A court may revise an interlocutory order if (1) a subsequent trial produces substantially different evidence, (2) there has been a change in applicable law, or (3) the court finds clear error causing manifest injustice. Here, defendants argue clear error.

The Copyright Act’s termination provisions, 17 U.S.C. §§ 203(a)(5) and 304(c)(5), allow an author, if he is living, or his widow and children, if he is not, to recapture rights that had previously been transferred to third parties. This termination right is inalienable.
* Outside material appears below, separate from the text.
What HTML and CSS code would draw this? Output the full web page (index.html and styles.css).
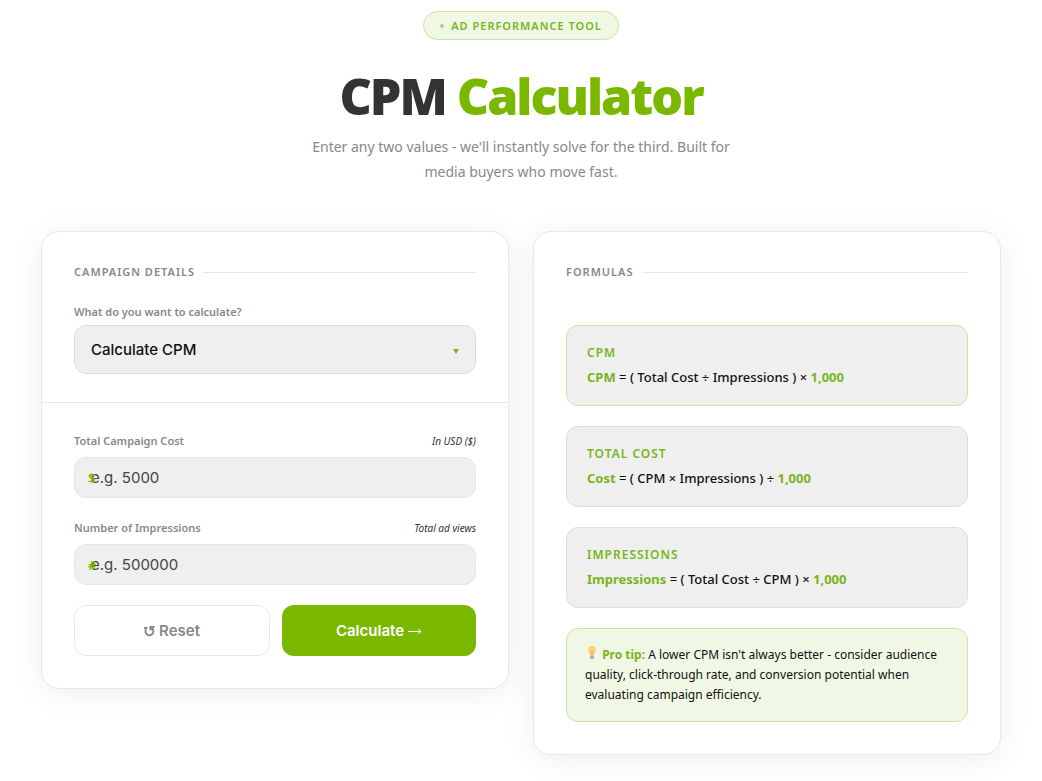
FILE: index.html
```html
<!DOCTYPE html>
<html lang="en">
  <head>
    <meta charset="utf-8" />
    <title>CPM Calculator</title>
    <meta name="viewport" content="width=device-width, initial-scale=1" />
    <link rel="stylesheet" href="styles.css">
  </head>
  <body>
    <main class="page">
      <header class="hero">
        <div class="badge"><span class="badge-dot"></span>AD PERFORMANCE TOOL</div>
        <h1>CPM <span>Calculator</span></h1>
        <p>Enter any two values - we'll instantly solve for the third. Built for media buyers who move fast.</p>
      </header>

      <div class="grid">
        <form class="card">
          <div class="card-section">
            <h2 class="section-title">CAMPAIGN DETAILS</h2>
            <label class="mode-label" for="mode">What do you want to calculate?</label>
            <div class="select-wrap">
              <select id="mode">
                <option>Calculate CPM</option>
                <option>Calculate Total Cost</option>
                <option>Calculate Impressions</option>
              </select>
              <svg class="select-arrow" viewBox="0 0 6 5" aria-hidden="true"><path d="M0 0h6L3 5z" /></svg>
            </div>
          </div>

          <div class="card-section fields">
            <div class="field">
              <div class="field-head">
                <label for="cost">Total Campaign Cost</label>
                <em>In USD ($)</em>
              </div>
              <div class="input-wrap">
                <input id="cost" type="text" inputmode="decimal" placeholder="e.g. 5000" />
                <span class="prefix">$</span>
              </div>
            </div>
            <div class="field">
              <div class="field-head">
                <label for="impressions">Number of Impressions</label>
                <em>Total ad views</em>
              </div>
              <div class="input-wrap">
                <input id="impressions" type="text" inputmode="numeric" placeholder="e.g. 500000" />
                <span class="prefix">#</span>
              </div>
            </div>
            <div class="buttons">
              <button class="btn btn-reset" type="reset">
                <svg width="11" height="12" viewBox="0 0 11 12" aria-hidden="true">
                  <path d="M10.500 2H6.500v3.500" />
                  <path d="M7 2.600A4 4 0 1 1 2 4.200M0 3h3.500" />
                </svg>
                Reset
              </button>
              <button class="btn btn-calc" type="button">
                Calculate
                <svg width="14" height="8" viewBox="0 0 14 8" aria-hidden="true">
                  <path d="M0 4.500h13M10 2l3 2.500L10 7" />
                </svg>
              </button>
            </div>
          </div>
        </form>

        <section class="card">
          <div class="card-section formulas">
            <h2 class="section-title">FORMULAS</h2>
            <div class="formula active">
              <h3>CPM</h3>
              <p><b>CPM</b> = ( Total Cost ÷ Impressions ) × <b>1,000</b></p>
            </div>
            <div class="formula">
              <h3>TOTAL COST</h3>
              <p><b>Cost</b> = ( CPM × Impressions ) ÷ <b>1,000</b></p>
            </div>
            <div class="formula">
              <h3>IMPRESSIONS</h3>
              <p><b>Impressions</b> = ( Total Cost ÷ CPM ) × <b>1,000</b></p>
            </div>
            <p class="tip">
              <svg class="bulb" width="14" height="14" viewBox="0 0 14 14" aria-hidden="true">
                <path fill="#ffd071" d="M7 0a4 4 0 0 0-4 4c0 2 1.600 2.700 1.900 5h4.200C9.400 6.700 11 6 11 4a4 4 0 0 0-4-4z" />
                <path fill="#f5b754" d="M6 5h2v4H6z" />
                <path fill="#aab4bd" d="M5 9.500h4V12l-1 1.200H6L5 12z" />
              </svg>
              <b>Pro tip:</b> A lower CPM isn't always better - consider audience quality, click-through rate, and conversion potential when evaluating campaign efficiency.
            </p>
          </div>
        </section>
      </div>
    </main>
  </body>
</html>
```
FILE: styles.css
```css
* {
  box-sizing: border-box;
}
body {
  margin: 0;
  background: #fff;
  color: #111;
  font-family: 'Noto Sans', 'Open Sans', sans-serif;
}
h1,
h2,
h3,
p {
  margin: 0;
}
.page {
  max-width: 1000px;
  margin: 0 auto;
  padding: 11px 20px 26px;
}

.hero {
  display: flex;
  flex-direction: column;
  align-items: center;
  text-align: center;
  margin-bottom: 47px;
}
.badge {
  display: flex;
  align-items: center;
  gap: 7px;
  padding: 5px 16px;
  border: 1px solid #cfe3a0;
  border-radius: 20px;
  background: #f0f7e4;
  color: #7ab51d;
  font-size: 11px;
  line-height: 17px;
  font-weight: 600;
  letter-spacing: 1px;
}
.badge-dot {
  width: 4px;
  height: 4px;
  border-radius: 50%;
  background: #b2d478;
}
.hero h1 {
  margin-top: 27px;
  color: #333;
  font-family: 'Open Sans', sans-serif;
  font-size: 50px;
  line-height: 58px;
  font-weight: 800;
  letter-spacing: -2px;
}
.hero h1 span {
  color: #7ab800;
}
.hero p {
  max-width: 460px;
  margin-top: 9px;
  color: #888;
  font-size: 14px;
  line-height: 25px;
}

.grid {
  display: grid;
  grid-template-columns: 1fr 1fr;
  gap: 24px;
  align-items: start;
}
.card {
  border: 1px solid #e8e8e8;
  border-radius: 18px;
  background: #fff;
  box-shadow: 0 4px 32px rgba(0, 0, 0, 0.07);
}
.card-section {
  padding: 32px 32px 28px;
}
.section-title {
  display: flex;
  align-items: center;
  gap: 8px;
  margin-bottom: 24px;
  color: #888;
  font-size: 11px;
  line-height: 16px;
  font-weight: 600;
  letter-spacing: 1px;
}
.section-title::after {
  content: '';
  flex: 1;
  height: 1px;
  background: #e8e8e8;
}

label {
  color: #888;
  font-size: 11px;
  font-weight: 600;
}
.mode-label {
  display: block;
  margin-bottom: 5px;
  line-height: 16px;
}
.select-wrap,
.input-wrap {
  position: relative;
}
select,
input {
  display: block;
  width: 100%;
  padding: 0 16px;
  border: 1px solid #ddd;
  border-radius: 12px;
  background: #efefef;
  color: #111;
  font-family: Inter, sans-serif;
  font-size: 15px;
}
select {
  height: 49px;
  appearance: none;
  font-weight: 500;
}
.select-arrow {
  position: absolute;
  top: 24px;
  right: 17px;
  width: 6px;
  height: 5px;
  fill: #7ab51d;
}

.fields {
  display: flex;
  flex-direction: column;
  gap: 20px;
  padding: 28px 32px 32px;
  border-top: 1px solid #e8e8e8;
}
.field-head {
  display: flex;
  justify-content: space-between;
  margin-bottom: 6px;
  line-height: 20px;
}
.field-head em {
  color: #333;
  font-size: 10px;
}
input {
  height: 41px;
  border-color: #e5e5e5;
}
input::placeholder {
  color: #444;
}
.prefix {
  position: absolute;
  top: 11px;
  left: 14px;
  color: #7ab800;
  font-size: 13px;
  line-height: 20px;
  font-weight: 600;
}

.buttons {
  display: flex;
  gap: 12px;
}
.btn {
  display: flex;
  flex: 1;
  align-items: center;
  justify-content: center;
  gap: 4px;
  height: 51px;
  padding: 0 16px;
  border-radius: 12px;
  font-family: Inter, sans-serif;
  font-size: 15px;
  font-weight: 600;
}
.btn svg {
  fill: none;
  stroke: currentColor;
}
.btn-reset {
  border: 1px solid #e8e8e8;
  background: #fff;
  color: #888;
}
.btn-reset svg {
  stroke-width: 2;
}
.btn-calc {
  border: 0;
  background: #7ab800;
  color: #fff;
}

.formulas {
  display: flex;
  flex-direction: column;
  gap: 20px;
  padding-bottom: 32px;
}
.formulas .section-title {
  margin-bottom: 25px;
}
.formula {
  padding: 17px 20px 18px;
  border: 1px solid #ddd;
  border-radius: 12px;
  background: #efefef;
}
.formula.active {
  border-color: #cfe3a0;
}
.formula h3 {
  margin-bottom: 4px;
  color: #7ab51d;
  font-size: 12px;
  line-height: 20px;
  font-weight: 600;
  letter-spacing: 1px;
}
.formula p {
  font-size: 13px;
  line-height: 20px;
  font-weight: 500;
}
.formula b,
.tip b {
  color: #7ab51d;
  font-weight: 700;
}
.tip {
  padding: 16px 18px;
  border: 1px solid #cfe3a0;
  border-radius: 12px;
  background: #f0f7e4;
  font-size: 12px;
  line-height: 20px;
}
.bulb {
  vertical-align: -1px;
}
```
If an author is survived by a spouse and children, the surviving spouse is deemed to own 50 percent of the termination interest, and the author’s surviving children, and the grandchildren of any deceased child, own collectively the other 50 percent of the termination interest on a per stirpes basis. The termination right can only be exercised by those persons who collectively own more than half of the termination interest.
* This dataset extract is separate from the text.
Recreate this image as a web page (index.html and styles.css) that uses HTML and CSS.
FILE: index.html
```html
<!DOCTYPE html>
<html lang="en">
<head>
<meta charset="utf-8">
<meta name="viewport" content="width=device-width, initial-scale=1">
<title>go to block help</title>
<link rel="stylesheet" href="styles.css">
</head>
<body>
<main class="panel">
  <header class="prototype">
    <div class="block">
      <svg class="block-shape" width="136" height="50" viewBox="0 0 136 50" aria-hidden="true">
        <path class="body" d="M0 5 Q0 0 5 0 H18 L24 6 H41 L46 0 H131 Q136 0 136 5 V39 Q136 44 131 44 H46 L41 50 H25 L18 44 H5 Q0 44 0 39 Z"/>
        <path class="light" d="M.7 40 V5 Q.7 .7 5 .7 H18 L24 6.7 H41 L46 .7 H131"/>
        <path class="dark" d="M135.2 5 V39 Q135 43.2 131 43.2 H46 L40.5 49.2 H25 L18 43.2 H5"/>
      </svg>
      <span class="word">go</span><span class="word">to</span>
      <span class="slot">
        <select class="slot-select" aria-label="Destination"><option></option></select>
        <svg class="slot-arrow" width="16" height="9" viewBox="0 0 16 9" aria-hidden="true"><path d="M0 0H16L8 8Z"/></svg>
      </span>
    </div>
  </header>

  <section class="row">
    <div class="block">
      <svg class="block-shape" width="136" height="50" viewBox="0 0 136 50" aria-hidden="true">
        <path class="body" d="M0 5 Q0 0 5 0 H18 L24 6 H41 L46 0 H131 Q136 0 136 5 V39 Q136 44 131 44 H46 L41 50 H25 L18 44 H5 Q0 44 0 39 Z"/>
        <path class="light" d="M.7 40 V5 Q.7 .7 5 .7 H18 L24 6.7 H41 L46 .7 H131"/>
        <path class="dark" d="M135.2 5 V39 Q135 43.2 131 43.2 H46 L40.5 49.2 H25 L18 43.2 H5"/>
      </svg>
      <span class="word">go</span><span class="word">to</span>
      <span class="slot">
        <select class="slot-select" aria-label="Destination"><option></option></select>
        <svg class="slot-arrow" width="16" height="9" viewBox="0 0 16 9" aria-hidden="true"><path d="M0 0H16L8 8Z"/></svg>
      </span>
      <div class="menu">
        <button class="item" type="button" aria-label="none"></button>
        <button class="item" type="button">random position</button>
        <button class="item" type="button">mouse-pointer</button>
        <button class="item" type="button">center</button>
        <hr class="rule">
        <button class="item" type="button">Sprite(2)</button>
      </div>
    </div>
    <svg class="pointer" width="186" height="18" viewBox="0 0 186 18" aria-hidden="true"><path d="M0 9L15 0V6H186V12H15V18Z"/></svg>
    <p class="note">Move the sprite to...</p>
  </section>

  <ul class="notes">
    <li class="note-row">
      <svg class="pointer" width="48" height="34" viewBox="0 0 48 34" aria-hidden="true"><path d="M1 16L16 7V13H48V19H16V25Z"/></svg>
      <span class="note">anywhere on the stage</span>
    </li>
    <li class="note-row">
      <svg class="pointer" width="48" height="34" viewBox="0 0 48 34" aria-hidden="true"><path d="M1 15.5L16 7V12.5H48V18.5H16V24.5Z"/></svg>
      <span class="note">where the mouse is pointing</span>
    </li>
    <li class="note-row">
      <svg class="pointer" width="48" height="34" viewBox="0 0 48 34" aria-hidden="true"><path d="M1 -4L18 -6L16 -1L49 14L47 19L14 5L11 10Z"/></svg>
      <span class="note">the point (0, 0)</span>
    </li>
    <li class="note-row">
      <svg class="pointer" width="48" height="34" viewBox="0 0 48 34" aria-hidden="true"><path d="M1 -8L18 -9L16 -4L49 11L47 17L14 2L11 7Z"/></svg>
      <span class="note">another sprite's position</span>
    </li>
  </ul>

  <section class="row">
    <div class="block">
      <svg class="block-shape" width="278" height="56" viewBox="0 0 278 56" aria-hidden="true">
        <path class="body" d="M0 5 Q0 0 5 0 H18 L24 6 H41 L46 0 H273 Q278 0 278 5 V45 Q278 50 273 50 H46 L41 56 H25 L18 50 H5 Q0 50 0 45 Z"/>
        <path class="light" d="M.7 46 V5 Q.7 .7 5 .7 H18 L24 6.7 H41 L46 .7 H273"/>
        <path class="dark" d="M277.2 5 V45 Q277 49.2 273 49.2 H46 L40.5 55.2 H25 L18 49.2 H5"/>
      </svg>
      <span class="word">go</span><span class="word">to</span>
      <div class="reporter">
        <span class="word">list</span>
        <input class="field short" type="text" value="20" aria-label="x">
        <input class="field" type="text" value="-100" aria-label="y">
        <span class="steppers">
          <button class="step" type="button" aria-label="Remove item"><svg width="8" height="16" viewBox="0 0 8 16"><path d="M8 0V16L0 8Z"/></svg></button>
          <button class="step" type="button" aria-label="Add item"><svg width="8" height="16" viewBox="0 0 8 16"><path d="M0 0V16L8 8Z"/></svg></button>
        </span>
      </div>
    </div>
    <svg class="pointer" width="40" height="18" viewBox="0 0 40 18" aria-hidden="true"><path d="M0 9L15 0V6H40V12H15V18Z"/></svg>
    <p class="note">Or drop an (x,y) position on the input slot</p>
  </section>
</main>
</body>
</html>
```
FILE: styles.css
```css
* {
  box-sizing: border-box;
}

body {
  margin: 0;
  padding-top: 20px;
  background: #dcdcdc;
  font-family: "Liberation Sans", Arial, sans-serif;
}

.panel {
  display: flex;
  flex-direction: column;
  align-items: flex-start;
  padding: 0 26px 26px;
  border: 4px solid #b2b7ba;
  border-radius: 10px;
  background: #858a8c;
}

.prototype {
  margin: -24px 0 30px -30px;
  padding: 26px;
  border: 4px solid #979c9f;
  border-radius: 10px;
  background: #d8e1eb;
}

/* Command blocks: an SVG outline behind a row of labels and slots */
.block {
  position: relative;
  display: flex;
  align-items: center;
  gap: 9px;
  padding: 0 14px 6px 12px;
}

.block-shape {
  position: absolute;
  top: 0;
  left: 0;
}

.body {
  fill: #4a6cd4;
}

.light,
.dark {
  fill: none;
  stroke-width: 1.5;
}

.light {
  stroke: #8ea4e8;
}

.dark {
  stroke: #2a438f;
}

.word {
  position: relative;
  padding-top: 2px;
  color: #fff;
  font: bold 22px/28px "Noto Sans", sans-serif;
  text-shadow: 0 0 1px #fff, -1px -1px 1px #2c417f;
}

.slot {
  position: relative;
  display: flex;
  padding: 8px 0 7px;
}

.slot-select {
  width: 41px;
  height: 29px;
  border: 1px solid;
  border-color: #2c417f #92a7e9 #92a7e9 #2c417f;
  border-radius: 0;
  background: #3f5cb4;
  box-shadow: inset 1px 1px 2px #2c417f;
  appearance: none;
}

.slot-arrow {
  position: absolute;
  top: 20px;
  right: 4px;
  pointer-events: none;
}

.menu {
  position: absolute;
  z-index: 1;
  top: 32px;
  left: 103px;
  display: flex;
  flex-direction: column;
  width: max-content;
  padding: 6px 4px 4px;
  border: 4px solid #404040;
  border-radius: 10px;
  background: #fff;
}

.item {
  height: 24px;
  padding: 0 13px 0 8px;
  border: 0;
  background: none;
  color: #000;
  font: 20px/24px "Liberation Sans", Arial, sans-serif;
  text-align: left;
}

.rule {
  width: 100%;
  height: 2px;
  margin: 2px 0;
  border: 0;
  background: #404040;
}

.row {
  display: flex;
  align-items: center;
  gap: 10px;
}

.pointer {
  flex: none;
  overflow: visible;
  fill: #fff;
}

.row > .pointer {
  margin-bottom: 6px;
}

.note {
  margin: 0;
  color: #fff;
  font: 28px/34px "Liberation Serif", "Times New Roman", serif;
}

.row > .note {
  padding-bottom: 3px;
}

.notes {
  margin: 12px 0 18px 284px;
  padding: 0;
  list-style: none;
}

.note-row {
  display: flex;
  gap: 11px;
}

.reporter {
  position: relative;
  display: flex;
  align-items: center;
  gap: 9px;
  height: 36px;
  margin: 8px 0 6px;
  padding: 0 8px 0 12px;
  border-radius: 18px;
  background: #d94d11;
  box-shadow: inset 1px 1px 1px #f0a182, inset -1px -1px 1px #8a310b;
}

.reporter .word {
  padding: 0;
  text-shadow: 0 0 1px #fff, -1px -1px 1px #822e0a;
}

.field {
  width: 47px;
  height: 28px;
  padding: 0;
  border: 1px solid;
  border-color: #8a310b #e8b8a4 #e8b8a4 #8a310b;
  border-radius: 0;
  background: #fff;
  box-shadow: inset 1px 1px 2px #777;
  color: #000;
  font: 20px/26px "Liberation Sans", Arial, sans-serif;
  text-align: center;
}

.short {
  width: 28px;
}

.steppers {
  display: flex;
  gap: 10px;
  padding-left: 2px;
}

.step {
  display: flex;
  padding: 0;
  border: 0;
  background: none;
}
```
The Fourth Circuit has adopted the standard set forth in T.B. Harms Co. v. Eliscu, 339 F.2d 823 (2d Cir. 1964), to determine when a federal court has subject matter jurisdiction, i.e. if any one of three conditions exists: the complaint (1) “is for a remedy expressly granted by the Act,” (2) “asserts a claim requiring construction of the Act,” or (3) “presents a case where a distinctive policy of the Act requires that federal principles control disposition of the claim.”

The court rejects defendants’ assertion that the securities case of Touche Ross v. Reddington, 442 U.S. 560 (1979), is somehow the new and improved standard of the second prong of the T.B. Harms test.

In its prior orders, this court, like others courts, correctly applied the T.B. Harms test and found that “Plaintiffs’ claims necessarily require a federal court to determine how and why Defendants’ alleged agreements are unlawful agreements “to the contrary” and which, if any, should be declared as “void under the express provisions under the Copyright Act.” Federal courts have determined whether an agreement was “to the contrary” such that it violated the Copyright Act’s termination provisions and that investigation has conferred subject matter jurisdiction upon those courts.

Although the order appointing the limited special administrator does not expressly list a power to settle claims, such power is inherent in both the appointment order and the applicable legal authority. Plaintiffs have sufficiently alleged that the limited special administrator, along with the other defendants, entered into classic “agreement[s] to the contrary” that purport to pre-assign or otherwise pre-encumber the statutory termination interests in Brown’s compositions in violation of the Copyright Act.

Motion denied.

Brown-Thomas v. Hynie (Lawyers Weekly No. 002-005-20, 21 pp.) (J. Michelle Childs, J.) 1:18-cv-02191. Alyson Smith Podris, Robert C Byrd, Douglas A Fretty and Marc Toberoff for plaintiffs; Arnold Samuel Goodstein, Gerald Malloy, Robert Neil Rosen, S Alan Medlin, Susan Corner Rosen, Howard Bryant Stravitz, Thomas Andrew Haffey, Albert Peter Shahid, Stephen M Slotchiver, J David Black, John Fisher Beach and Lyndey Ritz Zwing Bryant for defendants. D.S.C.